Thursday, December 28, 2006

A Spoon in Paris


I truly felt bad about going to France without Fork. I know how much he loves the place, its food, its wine, its rap music... but when my parents decided we needed a family vacation in Paris the week before Christmas I couldn't say no. So I sucked it up, packing my suitcase with empty Tupperware and Ziploc bags to smuggle back some cheese. We stayed in a lovely apartment in the 7th and spent our days strolling, eating, visiting museums and shopping. It was miserable. Really. Fortunately for Fork, the cheese made it home, along with some yummy poultry liver pate made with port wine from Hediard. For the meals I consumed, he is resigned to live vicariously. Herewith, the rundown.

Best in show: tie between cassoulet and a variety of salads

This tie might seem ridiculous; how could a rich, slow-cooked bean/sausage/duck stew possibly be on par with a plate of cold vegetables? Here's how: the French, I learned this trip, make some surprisingly kickass salads. Salade de chevre chaud is particularly triumphant, with creamy pats of the cheese browned on toast or bread, atop greens dressed in some sort of vinaigrette (often one with a little cream). They're almost always hearty, either with or without meat (with its potato salad, haricots verts, beans, greens and other veggies, a salade vegeterienne at a cafe in the Marais was just as filling as a curried chicken salad set amid mesclun at the cafe of the Musee d'Orsay). So yes, the salads are awesome. But. That cassoulet (at Aux Fins Gourmets, a charming place Fork & I first discovered on Boulevard St. Germain) deserves major kudos. It came in its own little crock, still bubbling. Bread crumbs on top.
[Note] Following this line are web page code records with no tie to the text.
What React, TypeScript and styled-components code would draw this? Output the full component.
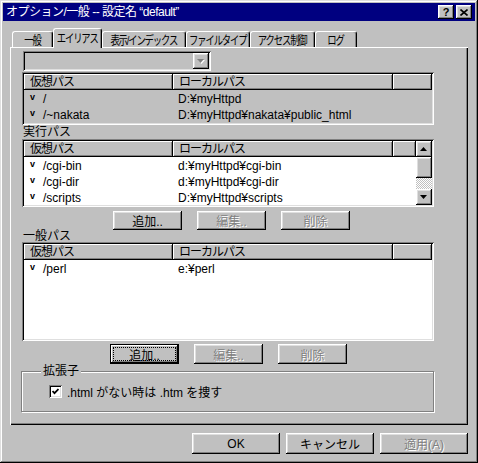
import React from 'react';
import styled, { createGlobalStyle } from 'styled-components';

const face = '#c0c0c0';
const shadow = '#808080';
const light = '#dfdfdf';

const raised = `
  box-shadow: inset -1px -1px #000, inset 1px 1px #fff, inset -2px -2px ${ shadow }, inset 2px 2px ${ light };
`;

const sunken = `
  box-shadow: inset 1px 1px ${ shadow }, inset -1px -1px #fff, inset 2px 2px #000, inset -2px -2px ${ light };
`;

const GlobalStyle = createGlobalStyle`
  body {
    margin: 0;
    background: ${ face };
    font-family: "Liberation Sans", "Noto Sans CJK JP", sans-serif;
    font-size: 12px;
    color: #000;
  }
`;

interface IRow {
  virtual: string;
  local: string;
}

const aliasRows: IRow[] = [
  { virtual: '/', local: 'D:¥myHttpd' },
  { virtual: '/~nakata', local: 'D:¥myHttpd¥nakata¥public_html' },
];

const execRows: IRow[] = [
  { virtual: '/cgi-bin', local: 'd:¥myHttpd¥cgi-bin' },
  { virtual: '/cgi-dir', local: 'd:¥myHttpd¥cgi-dir' },
  { virtual: '/scripts', local: 'D:¥myHttpd¥scripts' },
];

const generalRows: IRow[] = [
  { virtual: '/perl', local: 'e:¥perl' },
];

const tabs = [
  { label: '一般', width: 41 },
  { label: 'エイリアス', width: 49, active: true },
  { label: '表示/インデックス', width: 84 },
  { label: 'ファイルタイプ', width: 64 },
  { label: 'アクセス制御', width: 65 },
  { label: 'ログ', width: 42 },
];

function Arrow(props: { down?: boolean; disabled?: boolean }) {
  const fill = props.disabled ? shadow : '#000';
  const points = props.down ? '0,0 7,0 3.5,4' : '3.5,0 7,4 0,4';
  return (
    <svg width='8' height='5' viewBox='0 0 8 5'>
      { props.disabled && <polygon points={ points } fill='#fff' transform='translate(1,1)'/> }
      <polygon points={ points } fill={ fill }/>
    </svg>
  );
}

function ListView(props: { rows: IRow[]; height: number; disabled?: boolean; scroll?: boolean }) {
  return (
    <List $h={ props.height } $disabled={ props.disabled }>
      <ListMain>
        <HeaderRow>
          <HeaderCell $w={ 149 }>仮想パス</HeaderCell>
          <HeaderCell $w={ 220 }>ローカルパス</HeaderCell>
          <HeaderCell/>
        </HeaderRow>
        { props.rows.map((row) => (
          <Row key={ row.virtual }>
            <VirtualCell>
              <StateMark>v</StateMark>
              { row.virtual }
            </VirtualCell>
            <LocalCell>{ row.local }</LocalCell>
          </Row>
        )) }
      </ListMain>
      { props.scroll && (
        <ScrollBar>
          <ScrollButton><Arrow/></ScrollButton>
          <Thumb/>
          <Track/>
          <ScrollButton><Arrow down/></ScrollButton>
        </ScrollBar>
      ) }
    </List>
  );
}

function App() {
  return (
    <>
      <GlobalStyle/>
      <Window>
        <TitleBar>
          <TitleText>オプション/一般 -- 設定名 “default”</TitleText>
          <CaptionButton>?</CaptionButton>
          <CaptionButton>
            <svg width='8' height='7' viewBox='0 0 8 7'>
              <path d='M0.5 0.5 L7.5 6.5 M7.5 0.5 L0.5 6.5' stroke='#000' strokeWidth='1.6'/>
            </svg>
          </CaptionButton>
        </TitleBar>
        <Body>
          <TabStrip>
            { tabs.map((tab) => (
              <Tab key={ tab.label } $w={ tab.width } $active={ tab.active }>
                <TabLabel>{ tab.label }</TabLabel>
              </Tab>
            )) }
          </TabStrip>
          <Panel>
            <Combo>
              <ComboButton><Arrow down disabled/></ComboButton>
            </Combo>
            <ListView rows={ aliasRows } height={ 53 } disabled/>
            <SectionLabel>実行パス</SectionLabel>
            <ListView rows={ execRows } height={ 68 } scroll/>
            <ButtonRow $offset={ 91 } $top={ 4 }>
              <PushButton>追加..</PushButton>
              <PushButton disabled>編集..</PushButton>
              <PushButton disabled>削除</PushButton>
            </ButtonRow>
            <SectionLabel $h={ 12 }>一般パス</SectionLabel>
            <ListView rows={ generalRows } height={ 99 }/>
            <ButtonRow $offset={ 88 } $top={ 3 } $h={ 20 }>
              <PushButton className='focus'>追加..</PushButton>
              <PushButton disabled>編集..</PushButton>
              <PushButton disabled>削除</PushButton>
            </ButtonRow>
            <GroupBox>
              <GroupLabel>拡張子</GroupLabel>
              <CheckRow>
                <CheckBox>
                  <svg width='7' height='7' viewBox='0 0 7 7'>
                    <polyline points='0.5,3 2.5,5.2 6.5,1' fill='none' stroke='#000' strokeWidth='1.8'/>
                  </svg>
                </CheckBox>
                .html がない時は .htm を捜す
              </CheckRow>
            </GroupBox>
          </Panel>
          <Footer>
            <DialogButton>OK</DialogButton>
            <DialogButton>キャンセル</DialogButton>
            <DialogButton disabled>適用(A)</DialogButton>
          </Footer>
        </Body>
      </Window>
    </>
  );
}

const Window = styled.div`
  width: 478px;
  height: 463px;
  box-sizing: border-box;
  padding: 3px;
  background: ${ face };
  display: flex;
  flex-direction: column;
  box-shadow: inset -1px -1px #000, inset 1px 1px ${ light }, inset -2px -2px ${ shadow }, inset 2px 2px #fff;
`;

const TitleBar = styled.div`
  height: 18px;
  background: #000080;
  color: #fff;
  display: flex;
  align-items: center;
  padding: 0 3px 0 3px;
  gap: 2px;
`;

const TitleText = styled.div`
  flex: 1;
  font-size: 12px;
  letter-spacing: -0.5px;
  line-height: 18px;
  white-space: nowrap;
`;

const CaptionButton = styled.div`
  width: 16px;
  height: 14px;
  box-sizing: border-box;
  background: ${ face };
  color: #000;
  display: flex;
  align-items: center;
  justify-content: center;
  font-weight: bold;
  font-size: 11px;
  ${ raised }
`;

const Body = styled.div`
  display: flex;
  flex-direction: column;
  padding: 7px 7px 0 7px;
`;

const TabStrip = styled.div`
  height: 20px;
  display: flex;
  align-items: flex-end;
  padding-left: 2px;
  margin-bottom: -1px;
  position: relative;
  z-index: 1;
`;

const Tab = styled.div<{ $w: number; $active?: boolean }>`
  width: ${ (p) => p.$w }px;
  height: ${ (p) => p.$active ? 20 : 16 }px;
  margin-bottom: ${ (p) => p.$active ? 0 : 1 }px;
  box-sizing: border-box;
  background: ${ face };
  border-top: 1px solid #fff;
  border-left: 1px solid #fff;
  border-right: 1px solid #000;
  border-radius: 3px 3px 0 0;
  box-shadow: inset -1px 0 ${ shadow };
  display: flex;
  align-items: center;
  justify-content: center;
  padding-bottom: ${ (p) => p.$active ? 2 : 0 }px;
  white-space: nowrap;
  position: relative;
  z-index: ${ (p) => p.$active ? 1 : 0 };
`;

const TabLabel = styled.span`
  display: inline-block;
  font-size: 12px;
  letter-spacing: -1.5px;
  transform: scaleX(0.78);
  transform-origin: center;
`;

const Panel = styled.div`
  width: 458px;
  height: 378px;
  box-sizing: border-box;
  padding: 4px 0 0 12px;
  display: flex;
  flex-direction: column;
  box-shadow: inset 1px 1px #fff, inset -1px -1px #000, inset -2px -2px ${ shadow };
`;

const Combo = styled.div`
  width: 188px;
  height: 20px;
  margin-left: 1px;
  box-sizing: border-box;
  padding: 2px;
  display: flex;
  justify-content: flex-end;
  background: ${ face };
  ${ sunken }
`;

const ComboButton = styled.div`
  width: 16px;
  height: 16px;
  box-sizing: border-box;
  display: flex;
  align-items: center;
  justify-content: center;
  ${ raised }
`;

const List = styled.div<{ $h: number; $disabled?: boolean }>`
  width: 412px;
  height: ${ (p) => p.$h }px;
  margin-top: 1px;
  box-sizing: border-box;
  padding: 2px;
  display: flex;
  background: ${ (p) => p.$disabled ? face : '#fff' };
  ${ sunken }
`;

const ListMain = styled.div`
  flex: 1;
  display: flex;
  flex-direction: column;
  overflow: hidden;
`;

const HeaderRow = styled.div`
  height: 16px;
  display: flex;
  flex-shrink: 0;
  margin-bottom: 1px;
`;

const HeaderCell = styled.div<{ $w?: number }>`
  ${ (p) => p.$w ? `width: ${ p.$w }px;` : 'flex: 1;' }
  box-sizing: border-box;
  background: ${ face };
  padding-left: 6px;
  line-height: 16px;
  letter-spacing: -1px;
  white-space: nowrap;
  box-shadow: inset -1px -1px #000, inset 1px 1px #fff, inset -2px -2px ${ shadow };
`;

const Row = styled.div`
  height: 16px;
  line-height: 14px;
  display: flex;
  align-items: center;
  flex-shrink: 0;
  white-space: nowrap;
`;

const VirtualCell = styled.div`
  width: 149px;
  box-sizing: border-box;
  padding-left: 6px;
  display: flex;
  align-items: center;
`;

const StateMark = styled.span`
  width: 13px;
  font-size: 9px;
  font-weight: bold;
  position: relative;
  top: -2px;
`;

const LocalCell = styled.div`
  padding-left: 5px;
`;

const ScrollBar = styled.div`
  width: 16px;
  display: flex;
  flex-direction: column;
`;

const ScrollButton = styled.div`
  width: 16px;
  height: 16px;
  box-sizing: border-box;
  background: ${ face };
  display: flex;
  align-items: center;
  justify-content: center;
  ${ raised }
`;

const Thumb = styled.div`
  height: 21px;
  background: ${ face };
  ${ raised }
`;

const Track = styled.div`
  flex: 1;
  background: repeating-conic-gradient(#fff 0 25%, ${ face } 0 50%) 0 0 / 2px 2px;
`;

const SectionLabel = styled.div<{ $h?: number }>`
  height: ${ (p) => p.$h || 14 }px;
  line-height: ${ (p) => p.$h || 14 }px;
  padding-left: 1px;
  margin-top: -1px;
  position: relative;
  top: 1px;
`;

const ButtonRow = styled.div<{ $offset: number; $top: number; $h?: number }>`
  display: flex;
  gap: 15px;
  height: ${ (p) => p.$h || 19 }px;
  margin-top: ${ (p) => p.$top }px;
  padding-left: ${ (p) => p.$offset }px;
`;

const PushButton = styled.button`
  width: 69px;
  height: 100%;
  box-sizing: border-box;
  padding: 0;
  border: none;
  background: ${ face };
  font-family: inherit;
  font-size: 12px;
  color: #000;
  position: relative;
  ${ raised }
  &:disabled {
    color: ${ shadow };
    text-shadow: 1px 1px #fff;
  }
  &.focus {
    box-shadow: inset 0 0 0 1px #000, inset -2px -2px #000, inset 2px 2px #fff, inset -3px -3px ${ shadow };
  }
  &.focus::after {
    content: '';
    position: absolute;
    inset: 3px;
    border: 1px dotted #000;
  }
`;

const GroupBox = styled.div`
  width: 413px;
  height: 41px;
  margin: 7px 0 0 -1px;
  box-sizing: border-box;
  border: 1px solid ${ shadow };
  box-shadow: inset 1px 1px #fff, 1px 1px #fff;
  position: relative;
  padding: 13px 0 0 27px;
`;

const GroupLabel = styled.div`
  position: absolute;
  top: -8px;
  left: 19px;
  padding: 0 2px;
  background: ${ face };
  line-height: 14px;
`;

const CheckRow = styled.div`
  display: flex;
  align-items: center;
  gap: 5px;
  height: 13px;
  white-space: nowrap;
`;

const CheckBox = styled.div`
  width: 13px;
  height: 13px;
  box-sizing: border-box;
  background: #fff;
  display: flex;
  align-items: center;
  justify-content: center;
  ${ sunken }
`;

const Footer = styled.div`
  display: flex;
  justify-content: flex-end;
  gap: 6px;
  margin-top: 8px;
`;

const DialogButton = styled(PushButton)`
  width: 88px;
  height: 21px;
`;

export default App;
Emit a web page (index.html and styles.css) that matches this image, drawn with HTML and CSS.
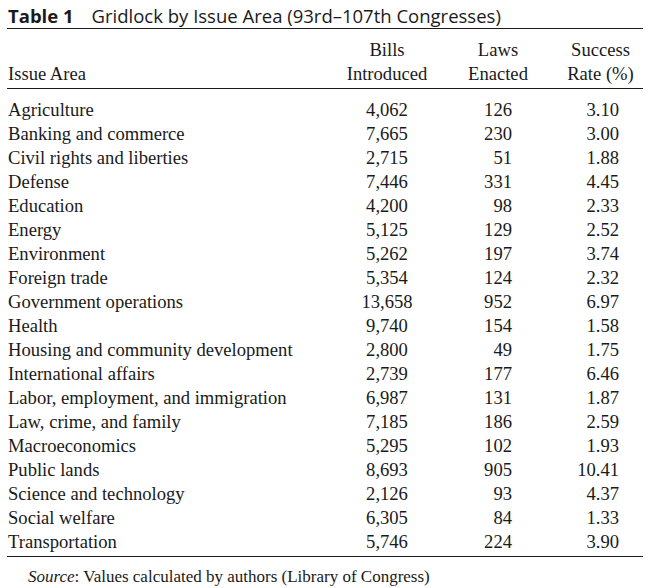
FILE: index.html
```html
<!DOCTYPE html>
<html>
<head>
<meta charset="utf-8">
<link rel="stylesheet" href="styles.css">
</head>
<body>
<div class="wrap">
  <div class="title"><span class="label">Table 1</span><span class="caption">Gridlock by Issue Area (93rd–107th Congresses)</span></div>
  <table class="data">
    <colgroup>
      <col class="c1"><col class="c2"><col class="c3"><col class="c4">
    </colgroup>
    <thead>
      <tr class="h1"><th></th><th>Bills</th><th>Laws</th><th class="last">Success</th></tr>
      <tr class="h2"><th class="left">Issue Area</th><th>Introduced</th><th>Enacted</th><th class="last">Rate (%)</th></tr>
    </thead>
    <tbody>
      <tr><td>Agriculture</td><td>4,062</td><td>126</td><td>3.10</td></tr>
      <tr><td>Banking and commerce</td><td>7,665</td><td>230</td><td>3.00</td></tr>
      <tr><td>Civil rights and liberties</td><td>2,715</td><td>51</td><td>1.88</td></tr>
      <tr><td>Defense</td><td>7,446</td><td>331</td><td>4.45</td></tr>
      <tr><td>Education</td><td>4,200</td><td>98</td><td>2.33</td></tr>
      <tr><td>Energy</td><td>5,125</td><td>129</td><td>2.52</td></tr>
      <tr><td>Environment</td><td>5,262</td><td>197</td><td>3.74</td></tr>
      <tr><td>Foreign trade</td><td>5,354</td><td>124</td><td>2.32</td></tr>
      <tr><td>Government operations</td><td>13,658</td><td>952</td><td>6.97</td></tr>
      <tr><td>Health</td><td>9,740</td><td>154</td><td>1.58</td></tr>
      <tr><td>Housing and community development</td><td>2,800</td><td>49</td><td>1.75</td></tr>
      <tr><td>International affairs</td><td>2,739</td><td>177</td><td>6.46</td></tr>
      <tr><td>Labor, employment, and immigration</td><td>6,987</td><td>131</td><td>1.87</td></tr>
      <tr><td>Law, crime, and family</td><td>7,185</td><td>186</td><td>2.59</td></tr>
      <tr><td>Macroeconomics</td><td>5,295</td><td>102</td><td>1.93</td></tr>
      <tr><td>Public lands</td><td>8,693</td><td>905</td><td>10.41</td></tr>
      <tr><td>Science and technology</td><td>2,126</td><td>93</td><td>4.37</td></tr>
      <tr><td>Social welfare</td><td>6,305</td><td>84</td><td>1.33</td></tr>
      <tr><td>Transportation</td><td>5,746</td><td>224</td><td>3.90</td></tr>
    </tbody>
  </table>
  <p class="source"><em>Source</em>: Values calculated by authors (Library of Congress)</p>
</div>
</body>
</html>
```
FILE: styles.css
```css
html, body {
  margin: 0;
  padding: 0;
  background: #ffffff;
}
.wrap {
  padding: 3px 16px 0 7px;
  color: #1a1a1a;
}
.title {
  font-family: "Open Sans", "Noto Sans", sans-serif;
  font-size: 18.5px;
  line-height: 25px;
  height: 25px;
  padding-left: 1px;
  border-bottom: 1px solid #1a1a1a;
  padding-bottom: 0;
  white-space: nowrap;
}
.label {
  font-weight: 700;
  margin-right: 18px;
}
.data {
  width: 636px;
  border-collapse: collapse;
  table-layout: fixed;
  font-family: "Liberation Serif", "Times New Roman", serif;
  font-size: 18.6px;
  line-height: 24px;
}
.c1 { width: 325px; }
.c2 { width: 110px; }
.c3 { width: 112px; }
.c4 { width: 89px; }
.data th {
  font-weight: 400;
  text-align: center;
  padding: 0;
  white-space: nowrap;
}
.data th.last { padding-left: 4px; }
.data th.left {
  text-align: left;
  padding-left: 1px;
}
.h1 th { padding-top: 9px; }
.h2 th {
  padding-bottom: 2px;
  border-bottom: 1px solid #1a1a1a;
}
.data td {
  padding: 0;
  white-space: nowrap;
}
.data td:nth-child(1) { text-align: left; padding-left: 1px; }
.data td:nth-child(2) { text-align: center; }
.data td:nth-child(3) { text-align: right; padding-right: 42px; }
.data td:nth-child(4) { text-align: right; padding-right: 24px; }
.data tbody tr:first-child td { padding-top: 9px; }
.data tbody tr:last-child td {
  padding-bottom: 2px;
  border-bottom: 1px solid #1a1a1a;
}
.source {
  margin: 10px 0 0 21px;
  font-family: "Liberation Serif", "Times New Roman", serif;
  font-size: 17px;
  line-height: 20px;
}
```
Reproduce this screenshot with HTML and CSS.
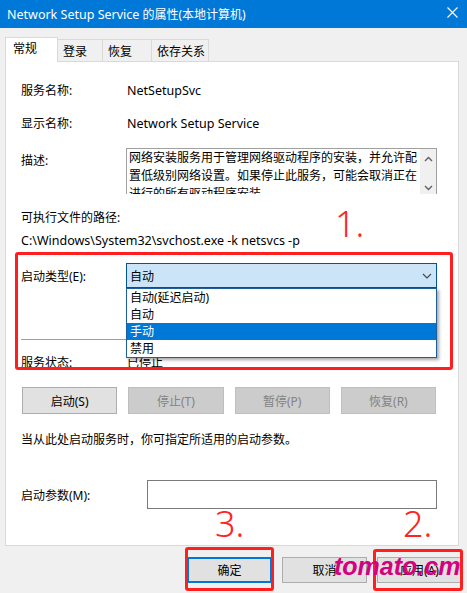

White beans, pieces of pork sausage, bits of duck on the bone. The flavors were... how you say... magnifique.

The runners-up would be surefire winners in New York any day:

-A delicious jambon/fromage/crudite (which in this case meant lettuce, tomato and slices of hard-boiled egg!) baguette sandwich at a hole in the wall in Reims (called, hilariously, "Pause Sandwich")
-A fatty but yummy boeuf bourguignon at adorable La Varangue (jammed with Americans thanks to its great write-up in a Rick Steves book)
-An amazing leg of lamb in a curry sauce with rice, figs & prunes at a little restaurant on a cobblestone-paved portion of the 6th called La Jacobine
-Great spaghetti al vongole at our local trattoria, Carmine

In the culinary experiences category, my sister's snail episode deserves mention, if only for our reaction to it. Dripping in butter and garlic, the slippery little sucker flung right out of the clip poor Laura was using to hold the shell, hit her in the gut and ricocheted onto my shin and then my shoe. We had a hard time containing ourselves, naturally, and it was several minutes before I could compose myself enough to gracefully bend under the table and retrieve it. And then I had to convince myself it was not sanitary to eat the thing, even if the escargot was still safely ensconced in its shell.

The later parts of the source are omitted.